When Jason was a senior at New York University, he discovered the wonders of the Internet. “You could ask questions and find things,” he marveled. He started building a music-trading site. From his East Ninety-sixth Street apartment, and with an assist from his sister, he built a site, the CD Club Web Server, that offered users advice on how to work the CD clubs and catalogues to get the most for their money. Consumer Reports described it as a great resource, prompting Columbia House, a music catalogue, to phone to tell him to take down their trademarks.
“Why don’t you just advertise?” he asked, half joking.
Instead, they proposed to pay ten dollars for everyone he signed up. “All of a sudden,” Hirschhorn said, “I’m making thirty thousand dollars a month!” With this money he built
Musicstation.com
, which linked to other music sites. He created a music search engine that scanned the Web and television to find music, place it in categories, and fashion a music index. Not long after, five media companies got into a bidding war to buy his company.
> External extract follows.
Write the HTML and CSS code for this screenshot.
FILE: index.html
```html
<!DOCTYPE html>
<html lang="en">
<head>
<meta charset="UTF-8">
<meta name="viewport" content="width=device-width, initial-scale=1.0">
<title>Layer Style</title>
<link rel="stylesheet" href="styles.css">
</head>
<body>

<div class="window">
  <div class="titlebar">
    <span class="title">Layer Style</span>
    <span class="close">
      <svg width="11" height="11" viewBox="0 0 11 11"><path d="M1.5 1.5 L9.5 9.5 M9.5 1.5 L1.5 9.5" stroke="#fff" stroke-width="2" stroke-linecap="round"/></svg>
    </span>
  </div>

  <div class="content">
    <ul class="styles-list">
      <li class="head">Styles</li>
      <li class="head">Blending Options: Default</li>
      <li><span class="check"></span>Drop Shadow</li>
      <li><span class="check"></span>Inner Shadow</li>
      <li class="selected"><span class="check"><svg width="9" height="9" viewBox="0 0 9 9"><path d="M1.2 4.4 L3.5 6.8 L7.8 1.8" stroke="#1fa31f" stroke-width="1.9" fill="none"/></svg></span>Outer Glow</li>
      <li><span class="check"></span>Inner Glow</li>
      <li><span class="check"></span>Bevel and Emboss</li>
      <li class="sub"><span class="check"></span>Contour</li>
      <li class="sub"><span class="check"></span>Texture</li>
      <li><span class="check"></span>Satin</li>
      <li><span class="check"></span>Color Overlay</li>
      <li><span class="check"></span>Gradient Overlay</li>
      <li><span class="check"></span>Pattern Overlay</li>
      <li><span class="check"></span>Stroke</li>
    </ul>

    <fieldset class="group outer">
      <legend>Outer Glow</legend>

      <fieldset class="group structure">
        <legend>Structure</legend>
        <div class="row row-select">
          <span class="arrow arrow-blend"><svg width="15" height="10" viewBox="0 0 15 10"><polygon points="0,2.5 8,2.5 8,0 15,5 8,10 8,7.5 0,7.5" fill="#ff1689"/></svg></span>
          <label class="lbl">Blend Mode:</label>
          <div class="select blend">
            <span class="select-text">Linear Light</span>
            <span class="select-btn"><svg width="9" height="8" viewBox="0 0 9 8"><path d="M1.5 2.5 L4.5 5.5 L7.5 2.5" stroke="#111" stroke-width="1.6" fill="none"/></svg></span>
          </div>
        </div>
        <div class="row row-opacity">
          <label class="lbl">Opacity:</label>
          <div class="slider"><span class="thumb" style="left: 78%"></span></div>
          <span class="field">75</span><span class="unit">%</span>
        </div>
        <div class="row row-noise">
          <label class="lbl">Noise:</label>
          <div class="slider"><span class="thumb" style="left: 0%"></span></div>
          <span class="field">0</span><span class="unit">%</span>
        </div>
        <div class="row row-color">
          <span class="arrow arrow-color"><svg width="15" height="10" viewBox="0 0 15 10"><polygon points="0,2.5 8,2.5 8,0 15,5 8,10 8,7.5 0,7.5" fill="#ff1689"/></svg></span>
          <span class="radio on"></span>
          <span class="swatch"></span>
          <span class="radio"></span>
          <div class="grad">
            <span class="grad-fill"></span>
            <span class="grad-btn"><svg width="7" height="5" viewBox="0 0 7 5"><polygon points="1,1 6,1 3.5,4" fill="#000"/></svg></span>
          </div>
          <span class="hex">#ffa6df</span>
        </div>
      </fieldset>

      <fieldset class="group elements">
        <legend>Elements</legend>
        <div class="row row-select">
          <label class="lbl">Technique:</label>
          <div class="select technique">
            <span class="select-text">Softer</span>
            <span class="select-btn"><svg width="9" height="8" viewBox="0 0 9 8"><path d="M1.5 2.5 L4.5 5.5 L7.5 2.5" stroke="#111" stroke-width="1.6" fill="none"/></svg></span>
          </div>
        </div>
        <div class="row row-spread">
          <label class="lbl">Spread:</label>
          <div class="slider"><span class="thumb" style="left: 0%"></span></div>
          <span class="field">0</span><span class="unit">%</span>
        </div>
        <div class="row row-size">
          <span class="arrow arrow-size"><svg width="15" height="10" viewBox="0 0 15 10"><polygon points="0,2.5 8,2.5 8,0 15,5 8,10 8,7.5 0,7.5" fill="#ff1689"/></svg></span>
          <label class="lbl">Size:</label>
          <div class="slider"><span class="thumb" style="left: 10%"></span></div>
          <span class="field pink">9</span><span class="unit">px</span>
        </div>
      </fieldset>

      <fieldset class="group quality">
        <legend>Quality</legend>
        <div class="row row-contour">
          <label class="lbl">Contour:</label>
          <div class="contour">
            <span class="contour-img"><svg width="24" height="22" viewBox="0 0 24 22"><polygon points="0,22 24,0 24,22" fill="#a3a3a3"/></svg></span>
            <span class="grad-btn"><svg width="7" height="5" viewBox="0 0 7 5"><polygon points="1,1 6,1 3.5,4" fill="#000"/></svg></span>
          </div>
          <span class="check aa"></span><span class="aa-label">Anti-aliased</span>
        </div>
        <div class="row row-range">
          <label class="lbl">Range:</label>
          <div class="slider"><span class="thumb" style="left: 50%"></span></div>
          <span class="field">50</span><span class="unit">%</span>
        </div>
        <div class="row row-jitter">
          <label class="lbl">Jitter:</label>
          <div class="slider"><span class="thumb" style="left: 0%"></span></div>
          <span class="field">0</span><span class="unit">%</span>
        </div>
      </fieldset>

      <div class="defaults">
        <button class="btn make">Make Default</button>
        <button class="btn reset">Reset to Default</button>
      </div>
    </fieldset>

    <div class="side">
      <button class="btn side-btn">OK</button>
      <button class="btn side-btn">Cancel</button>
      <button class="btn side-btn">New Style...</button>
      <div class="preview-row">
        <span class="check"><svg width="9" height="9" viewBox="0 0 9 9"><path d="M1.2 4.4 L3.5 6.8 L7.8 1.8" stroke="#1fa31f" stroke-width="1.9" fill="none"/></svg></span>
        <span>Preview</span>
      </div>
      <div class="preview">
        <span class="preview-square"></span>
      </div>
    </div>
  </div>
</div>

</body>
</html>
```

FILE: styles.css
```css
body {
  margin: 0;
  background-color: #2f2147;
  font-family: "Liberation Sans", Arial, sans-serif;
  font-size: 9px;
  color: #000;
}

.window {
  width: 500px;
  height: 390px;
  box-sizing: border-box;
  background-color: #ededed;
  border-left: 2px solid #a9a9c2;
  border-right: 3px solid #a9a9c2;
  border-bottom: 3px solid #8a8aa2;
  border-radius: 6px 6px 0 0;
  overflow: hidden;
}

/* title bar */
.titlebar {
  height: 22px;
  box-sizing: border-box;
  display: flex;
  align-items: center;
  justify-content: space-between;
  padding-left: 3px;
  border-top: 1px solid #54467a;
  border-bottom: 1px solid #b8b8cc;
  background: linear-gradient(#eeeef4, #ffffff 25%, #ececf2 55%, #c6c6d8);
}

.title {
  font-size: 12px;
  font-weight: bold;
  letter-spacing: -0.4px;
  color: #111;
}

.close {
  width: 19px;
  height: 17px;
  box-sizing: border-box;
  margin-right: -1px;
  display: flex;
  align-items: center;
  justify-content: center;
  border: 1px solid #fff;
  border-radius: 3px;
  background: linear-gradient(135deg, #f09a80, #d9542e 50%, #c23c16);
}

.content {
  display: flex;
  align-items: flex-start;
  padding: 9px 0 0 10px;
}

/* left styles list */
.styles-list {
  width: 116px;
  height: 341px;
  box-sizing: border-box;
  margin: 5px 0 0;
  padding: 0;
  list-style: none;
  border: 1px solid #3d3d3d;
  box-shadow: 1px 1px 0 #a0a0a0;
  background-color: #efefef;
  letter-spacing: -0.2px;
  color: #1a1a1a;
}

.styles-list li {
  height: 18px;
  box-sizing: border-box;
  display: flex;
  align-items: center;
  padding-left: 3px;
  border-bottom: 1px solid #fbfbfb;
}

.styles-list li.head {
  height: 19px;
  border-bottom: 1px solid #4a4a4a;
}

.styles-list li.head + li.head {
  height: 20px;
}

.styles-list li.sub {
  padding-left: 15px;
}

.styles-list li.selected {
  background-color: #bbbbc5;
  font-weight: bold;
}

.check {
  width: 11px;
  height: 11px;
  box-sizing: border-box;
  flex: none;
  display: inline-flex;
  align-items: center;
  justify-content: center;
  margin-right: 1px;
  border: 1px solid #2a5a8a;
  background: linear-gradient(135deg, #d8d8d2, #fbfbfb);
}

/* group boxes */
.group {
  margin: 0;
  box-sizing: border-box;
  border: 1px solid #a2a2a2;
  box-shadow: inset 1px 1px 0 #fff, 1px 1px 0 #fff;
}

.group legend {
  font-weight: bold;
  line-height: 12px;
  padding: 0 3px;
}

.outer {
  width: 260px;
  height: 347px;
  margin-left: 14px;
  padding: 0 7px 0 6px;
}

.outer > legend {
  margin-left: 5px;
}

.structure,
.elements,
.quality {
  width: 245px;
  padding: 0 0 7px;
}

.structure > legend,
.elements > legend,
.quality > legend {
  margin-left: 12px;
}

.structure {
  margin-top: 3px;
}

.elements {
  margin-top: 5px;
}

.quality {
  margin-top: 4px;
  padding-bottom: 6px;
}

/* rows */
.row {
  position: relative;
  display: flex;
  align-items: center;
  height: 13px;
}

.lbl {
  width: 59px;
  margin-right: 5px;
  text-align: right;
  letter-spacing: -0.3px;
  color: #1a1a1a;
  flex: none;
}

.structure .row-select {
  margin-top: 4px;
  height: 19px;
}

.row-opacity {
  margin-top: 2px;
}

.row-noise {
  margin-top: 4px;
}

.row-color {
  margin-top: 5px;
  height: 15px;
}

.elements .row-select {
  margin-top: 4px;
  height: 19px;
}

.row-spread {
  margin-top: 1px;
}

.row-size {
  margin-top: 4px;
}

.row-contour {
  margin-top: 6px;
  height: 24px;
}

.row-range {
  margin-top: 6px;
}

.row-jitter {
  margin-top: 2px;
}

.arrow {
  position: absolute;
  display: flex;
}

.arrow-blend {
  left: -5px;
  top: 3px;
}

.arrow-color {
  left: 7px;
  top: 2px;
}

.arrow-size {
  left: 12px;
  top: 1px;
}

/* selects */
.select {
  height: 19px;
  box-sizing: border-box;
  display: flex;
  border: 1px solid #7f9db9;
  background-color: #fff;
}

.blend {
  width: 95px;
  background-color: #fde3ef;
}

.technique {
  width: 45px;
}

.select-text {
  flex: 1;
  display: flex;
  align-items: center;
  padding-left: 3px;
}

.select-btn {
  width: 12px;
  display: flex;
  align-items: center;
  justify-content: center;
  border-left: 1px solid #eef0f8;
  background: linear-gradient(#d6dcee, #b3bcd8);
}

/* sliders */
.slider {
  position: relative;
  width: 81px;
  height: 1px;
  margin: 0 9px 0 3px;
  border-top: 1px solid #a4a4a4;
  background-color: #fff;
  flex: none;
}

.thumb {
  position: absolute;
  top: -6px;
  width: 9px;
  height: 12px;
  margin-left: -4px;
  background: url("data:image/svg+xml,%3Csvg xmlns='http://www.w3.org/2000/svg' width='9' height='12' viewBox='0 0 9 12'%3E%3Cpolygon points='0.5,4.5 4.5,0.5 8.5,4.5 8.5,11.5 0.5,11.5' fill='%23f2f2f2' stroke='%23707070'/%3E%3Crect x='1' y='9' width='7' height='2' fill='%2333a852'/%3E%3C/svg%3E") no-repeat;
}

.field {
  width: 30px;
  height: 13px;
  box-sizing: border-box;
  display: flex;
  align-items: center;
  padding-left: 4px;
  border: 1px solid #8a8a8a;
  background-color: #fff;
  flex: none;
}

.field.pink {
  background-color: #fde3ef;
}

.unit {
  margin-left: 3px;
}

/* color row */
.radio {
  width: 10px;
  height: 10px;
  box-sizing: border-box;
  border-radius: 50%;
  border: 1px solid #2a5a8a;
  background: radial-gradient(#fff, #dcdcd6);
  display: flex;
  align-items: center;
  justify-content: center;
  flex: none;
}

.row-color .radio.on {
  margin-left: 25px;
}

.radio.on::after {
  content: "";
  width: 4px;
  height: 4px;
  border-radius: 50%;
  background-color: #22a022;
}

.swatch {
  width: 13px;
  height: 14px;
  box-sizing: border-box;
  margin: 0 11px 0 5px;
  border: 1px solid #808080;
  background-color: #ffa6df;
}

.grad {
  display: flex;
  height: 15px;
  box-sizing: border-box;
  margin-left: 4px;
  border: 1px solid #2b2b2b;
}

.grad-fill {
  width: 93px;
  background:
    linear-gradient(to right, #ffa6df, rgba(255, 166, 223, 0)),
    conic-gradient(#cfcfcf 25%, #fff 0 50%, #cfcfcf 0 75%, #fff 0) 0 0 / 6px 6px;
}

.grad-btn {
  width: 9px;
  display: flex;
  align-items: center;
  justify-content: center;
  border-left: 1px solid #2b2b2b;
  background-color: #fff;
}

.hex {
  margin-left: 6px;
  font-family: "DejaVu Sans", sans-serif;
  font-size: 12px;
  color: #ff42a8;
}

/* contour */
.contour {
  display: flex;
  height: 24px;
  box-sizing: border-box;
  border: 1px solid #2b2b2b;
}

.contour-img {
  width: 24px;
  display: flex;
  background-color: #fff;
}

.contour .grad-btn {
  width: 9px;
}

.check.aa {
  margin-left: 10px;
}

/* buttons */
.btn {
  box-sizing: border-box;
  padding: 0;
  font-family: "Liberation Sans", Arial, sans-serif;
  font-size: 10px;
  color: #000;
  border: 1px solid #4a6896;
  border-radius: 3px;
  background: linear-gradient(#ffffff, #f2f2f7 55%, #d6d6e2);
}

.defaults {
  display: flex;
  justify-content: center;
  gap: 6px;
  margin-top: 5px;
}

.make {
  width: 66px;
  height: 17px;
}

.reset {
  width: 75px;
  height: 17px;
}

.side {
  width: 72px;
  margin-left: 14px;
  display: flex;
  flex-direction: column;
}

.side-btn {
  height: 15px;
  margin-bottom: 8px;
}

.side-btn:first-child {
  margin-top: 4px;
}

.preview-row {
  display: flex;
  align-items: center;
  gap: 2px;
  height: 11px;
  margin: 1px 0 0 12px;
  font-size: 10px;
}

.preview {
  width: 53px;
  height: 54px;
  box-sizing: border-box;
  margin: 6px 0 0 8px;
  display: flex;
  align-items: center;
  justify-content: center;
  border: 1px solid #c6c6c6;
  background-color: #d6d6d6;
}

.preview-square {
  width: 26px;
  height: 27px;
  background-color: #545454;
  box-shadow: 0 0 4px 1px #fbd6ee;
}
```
A lifelong MTV fan, he chose Viacom in early 2000. He was twenty-eight and “I was the lone digital guy.” Over the next six years, he was promoted six times, becoming the youngest senior executive at Viacom, the chief digital officer of the MTV Networks. Soon after Viacom pulled back from its bid to buy MySpace, a bid he had instigated, he resigned. While he won’t criticize the failure to acquire MySpace, he was frustrated. “I was an entrepreneur who came into a big company and tried to treat it as a start-up,” he said. “Big companies don’t innovate. They operate. Frankly, I think MTV should have owned the Internet.”